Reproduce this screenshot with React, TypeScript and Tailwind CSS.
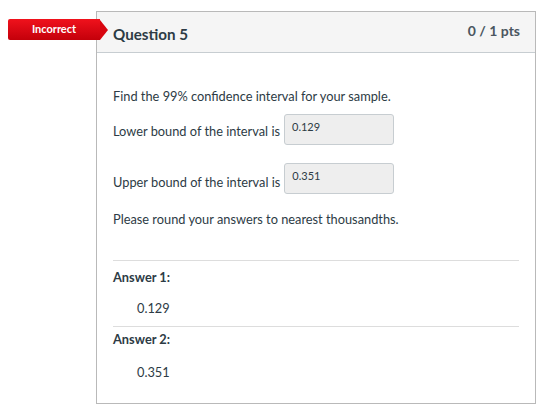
import React from 'react';

const font = { fontFamily: 'Lato, "Liberation Sans", sans-serif' };

function AnswerInput({ value }: { value: string }) {
  return (
    <div className="w-[110px] h-[31px] bg-[#eeeeee] border border-[#c7cdd1] rounded-[3px] pl-[7px] pt-[5px] text-[11px] leading-[14px] text-[#2d3b45]">
      {value}
    </div>
  );
}

export default function App() {
  return (
    <div className="w-[543px] h-[409px] bg-white text-[#2d3b45]" style={font}>
      <div className="pt-[11px] pl-[96px]">
        <div className="relative w-[440px] h-[393px] border border-[#b9b9b9]">
          {/* Incorrect flag */}
          <div className="absolute left-[-89px] top-[7px] flex items-center z-10">
            <div className="w-[92px] h-[21px] rounded-l-[2px] bg-gradient-to-b from-[#f0121c] to-[#c4000a] flex items-center justify-center text-white text-[11px] font-bold">
              Incorrect
            </div>
            <div className="w-0 h-0 border-y-[10.5px] border-y-transparent border-l-[8px] border-l-[#d8050f]" />
          </div>

          {/* Header */}
          <div className="h-[41px] bg-[#f5f5f5] border-b border-[#c7cdd1] flex items-center justify-between pl-[16px] pr-[15px]">
            <span className="text-[15.2px] font-bold mt-[4px]">Question 5</span>
            <span className="text-[14px] font-bold text-[#4a5660] -mt-[3px]">0 / 1 pts</span>
          </div>

          {/* Body */}
          <div className="px-[16px] text-[12.8px] leading-[20px]">
            <p className="mt-[33px]">Find the 99% confidence interval for your sample.</p>

            <div className="mt-[8px] flex items-end gap-[4px]">
              <span className="pb-[4px]">Lower bound of the interval is</span>
              <AnswerInput value="0.129" />
            </div>

            <div className="mt-[18px] flex items-end gap-[4px]">
              <span className="pb-[2px]">Upper bound of the interval is</span>
              <AnswerInput value="0.351" />
            </div>

            <p className="mt-[15px]">Please round your answers to nearest thousandths.</p>

            <div className="mt-[31px] border-t border-[#dddddd]">
              <p className="mt-[6px] font-bold">Answer 1:</p>
              <p className="mt-[11px] pl-[24px]">0.129</p>
            </div>

            <div className="mt-[8px] border-t border-[#dddddd]">
              <p className="mt-[2px] font-bold">Answer 2:</p>
              <p className="mt-[13px] pl-[24px]">0.351</p>
            </div>
          </div>
        </div>
      </div>
    </div>
  );
}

• [The exercise]: Copy out all of the material exactly as written, without its pictures.

• [Solution to the problem]:
Reproduce this screenshot with React, TypeScript and Tailwind CSS.
import React from 'react';

const font = { fontFamily: 'Lato, "Liberation Sans", sans-serif' };

function AnswerInput({ value }: { value: string }) {
  return (
    <div className="w-[110px] h-[31px] bg-[#eeeeee] border border-[#c7cdd1] rounded-[3px] pl-[7px] pt-[5px] text-[11px] leading-[14px] text-[#2d3b45]">
      {value}
    </div>
  );
}

export default function App() {
  return (
    <div className="w-[543px] h-[409px] bg-white text-[#2d3b45]" style={font}>
      <div className="pt-[11px] pl-[96px]">
        <div className="relative w-[440px] h-[393px] border border-[#b9b9b9]">
          {/* Incorrect flag */}
          <div className="absolute left-[-89px] top-[7px] flex items-center z-10">
            <div className="w-[92px] h-[21px] rounded-l-[2px] bg-gradient-to-b from-[#f0121c] to-[#c4000a] flex items-center justify-center text-white text-[11px] font-bold">
              Incorrect
            </div>
            <div className="w-0 h-0 border-y-[10.5px] border-y-transparent border-l-[8px] border-l-[#d8050f]" />
          </div>

          {/* Header */}
          <div className="h-[41px] bg-[#f5f5f5] border-b border-[#c7cdd1] flex items-center justify-between pl-[16px] pr-[15px]">
            <span className="text-[15.2px] font-bold mt-[4px]">Question 5</span>
            <span className="text-[14px] font-bold text-[#4a5660] -mt-[3px]">0 / 1 pts</span>
          </div>

          {/* Body */}
          <div className="px-[16px] text-[12.8px] leading-[20px]">
            <p className="mt-[33px]">Find the 99% confidence interval for your sample.</p>

            <div className="mt-[8px] flex items-end gap-[4px]">
              <span className="pb-[4px]">Lower bound of the interval is</span>
              <AnswerInput value="0.129" />
            </div>

            <div className="mt-[18px] flex items-end gap-[4px]">
              <span className="pb-[2px]">Upper bound of the interval is</span>
              <AnswerInput value="0.351" />
            </div>

            <p className="mt-[15px]">Please round your answers to nearest thousandths.</p>

            <div className="mt-[31px] border-t border-[#dddddd]">
              <p className="mt-[6px] font-bold">Answer 1:</p>
              <p className="mt-[11px] pl-[24px]">0.129</p>
            </div>

            <div className="mt-[8px] border-t border-[#dddddd]">
              <p className="mt-[2px] font-bold">Answer 2:</p>
              <p className="mt-[13px] pl-[24px]">0.351</p>
            </div>
          </div>
        </div>
      </div>
    </div>
  );
}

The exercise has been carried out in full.